With modern drainage the water would
drain straight through. It would be out of the question to give fifty or so strangers
sharp objects with which to accelerate the drying. It is surprising that there
is no recorded objection from the Australians, as it would not have happened if
they had been on the verge of victory.
It worked. Play resumed at 4 45 with
75 minutes to go (it was all on the clock, no statutory number of overs to be
bowled). For half an hour the pitch was sedated by the rain. Inverarity and
Jarman had little difficulty dealing with Underwood or anybody else. Then came
the first signs of drying, with the ball starting to kick a little. D’Oliveira induced
Jarman to leave a ball that clipped off stump and was immediately replaced at
the Pavilion End by Underwood, who made the cricket world aware of what we in
Kent already knew: that on a drying pitch he was a sorcerer.
McKenzie and Mallett fell in the
first over of the spell, caught by David Brown, insanely close at short leg. John
Gleeson survived for a quarter of an hour before leaving a ball that took his
off stump. Ten minutes remained when last-man Alan Connolly reached the middle.
Throughout the carnage, John Inverarity had remained staunch and defiant. He
contrived to face what might have been Underwood’s last over and it seemed that
he was within a few defiant lunges forward from saving the game.

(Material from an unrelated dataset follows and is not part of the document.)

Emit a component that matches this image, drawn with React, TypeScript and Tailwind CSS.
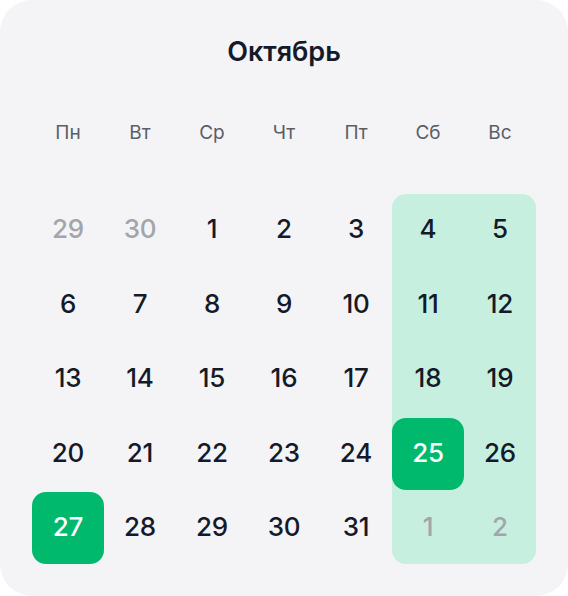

But to the third ball Inverarity
raised his bat and almost turned his back to the bowler. Charlie Elliott’s
finger went up so quickly that it was almost ahead of the appeal, but freeze
the video in the right place and you will see that the impact came before the big
movement of the leg; it was a good decision. Underwood finished with seven for
50.
It was the tensest finish to a test that
I would see on television until Edgbaston 2005. Yet the end is not what the
match is primarily remembered for. Much has been written about the Oval ’68 on
its fiftieth anniversary, almost all of it about Basil D’Oliveira’s first-innings
158, his initial omission from the MCC team to tour South Africa, his later
inclusion as a replacement for Tom Cartwright and the cancellation of the tour.
I have discussed
previously the importance of these events of the development of my own
political consciousness. Looking at the TV listings, I realise that another
strand of my political development was taking place at the same time. BBC 1 had
breakfast time coverage of the Democrat Convention in Chicago. I had no
interest in American politics but was nine-years-old, so would have watched
grass grow for the novelty of having the TV on at that time of the morning. Nor
did I know that President Johnson and Mayor Daley had sown up the nomination
for Vice President Humphrey. So the theatre of the state-by-state voting (“on
behalf of the great state of [insert name here] I am proud….” etc) drew me in.
For the first time I understood the thrill of the concept of having the numbers,
something that passes the time for me half a century later, on days when there
is no cricket to watch.
There is colour footage from the
Oval test on YouTube, but according to the television listings in The Times, the fourth test, at
Headingley was also in colour, making it the first test match to have live
colour coverage, in Britain or anywhere else. Colour TV was restricted to BBC2
at that time, so only the post-tea session would have been seen in its full
colour glory. For the rest of the day, the cricket had to share monochrome BBC1
with other sports, or be subject to the random whim of the schedulers.
BBC2 was where the Sunday
International Cavaliers games were to be found, so, if The Times listings are accurate (and I am not convinced that they
are), the first cricket match anywhere in the world to be covered live in
colour was the International Cavaliers v Cambridge University Past &
Present. Feel free to take this information and win bets with it.
The other day I caught myself
flicking up the collar of my polo shirt as I have for years, so long that I had
almost forgotten that the habit started in imitation of Garry Sobers.
Colour cameras had not yet found
their way to Wales, so Sobers’ six sixes on 31 August at St Helen’s, Swansea
are recorded in grainy black-and-white from over fine leg, Wilfred Wooller
combining secretarial and commentary duties. At least they were there. Outside
the principality, 1968 seems to have been the year when the BBC gave up
covering Championship cricket outside the Roses games, though the ITV regions
still took some interest.
As in 1967, Kent finished in the
Championship and won one more game than chamopions Yorkshire, but didn’t get
the hang of the new bonus points system as well as the northerners did. A good
last week at Folkestone reduced the final margin to 14 points but that was
closer than it had been for some weeks.
The year before, the Canterbury Week
clash between the two had decided the title. This year’s repeat of the same
fixture was washed away like so much of the 1968 season, though on the first
day Tony Nicholson, who may have asked for the Canterbury pitch to be relaid in
his back garden, so partial was he to it, took eight for 22, still the best
statistical bowling performance that I have seen in its entirety. The second
day was completely rained out, and the visit of the Duke and Duchess of Kent failed
to console me. Play resumed only later on Friday, a draw inevitable.
I will recreate a season of the past
at some point when I have more time; 1970 or 1978, both Championship years for
Kent, would be obvious choices. In the meantime, the domestic season here in
New Zealand begins later this week. If I can muster sufficient circulation in
my fingers to scribble a few notes, watch this space.